For those of you who haven't had the programming experience, at first it's like trying to lace 500 shoes in a dark basement. Then the computer begins to warm up to you and only prints as many error messages as Baskin-Robbins has flavors. Then, hours or days later, the computer decides to accept your program — and continues to accept it forever. A parody of the ideal mistress, it waits for the perfect with glacial serenity. Shakespeare might as well have been thinking of the computer when he wrote "Constant you are,/But yet a woman: and for secrecy,/No lady closer; for I well believe/Thou wilt not utter what thou dost not know;/And so far will I trust thee, gentle Kate."

But soft: if you change a comma or a semicolon anywhere, the computer will instantly know, and reject you with the ferocity of a marine drill sergeant — SYNTAX ERROR IN LINE 2002 — BUS PHASE ERROR — CANNOT CONTINUE EXECUTION — PANIC SYSTEM CRASH — CORE DUMP FAILURE. In the icy dispassion with which the computer reacts to the tiniest human flaws, one message rings clear: it's all your fault. If you were as perfect as the computer, you would still have those files it just consigned to electronic oblivion.
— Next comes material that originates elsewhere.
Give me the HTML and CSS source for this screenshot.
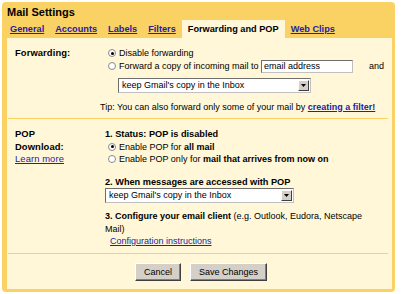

Yet there are people out there — a lot of them — who want nothing more than to be perfect, to seduce the machine with their skill. This computer-human relationship is so new we don't have words to describe it. If you pass an entire night on a porch swing with your beloved, talking about horses and trees, words like love and bliss are available and more or less adequate. If you literally forget to eat and sleep in order to write an intellectual masterpiece of computer code, maybe obsession or fascination applies, but they don't really describe the experience.

Maybe one of my own computer adventures will give you a sense of the uncanny quality that these man-machine encounters can have. A few years ago I lived in a wood-heated cabin on a hilltop in Oregon, where I was writing a word processing program. A lot of disks had been filled with code in a few days, a lot of sleep and meals missed. My sole aim was to create this wonderful program, and with my Apple humming away on power from a portable gas generator, I felt completely removed from the mortal world, in a kind of rapture.

Outside, a storm blew in as I worked. Then bam! — lightning struck a tree just outside the house. Sparks flew all over my desk, zapping my pile of backup disks and resetting the computer to its dumbest state. As I got up off the floor, I realized I might have lost all copies of my great program. Suddenly and thoroughly mortal again, I began issuing a barrage of commands to the computer to try to save its memory of my program. I tried about a half dozen truly arcane things without effect. Then I found a command that worked. The screen filled with the program, just as I had left it. I stepped back. The computer had crashed blindly into nature and survived. Its little red lights were blinking, its disk drive spinning. How can I say it — I was in love.

Even so, my fondness for people came before my fondness for computers, and after that first infatuation waned a bit, I realized I remained more attached to humans than to machines. Starting with old vacuum-tube radios that needed "warming up" until they glowed with soft, internal light, I have seen a lot of technology in my life. Unlike my young friend, I've had time to adjust to the sheer behavioral distance between computers and people, to learn that quirky human nature is, after all, my nature. Maybe somebody should organize a seminar for him, and present humans as a technical breakthrough. It's true we're kind of old-fashioned — we need time to warm up — but on a porch swing in the moonlight, we have no equal. Consider: Powered only by lemonade, we can imagine the inside of a star.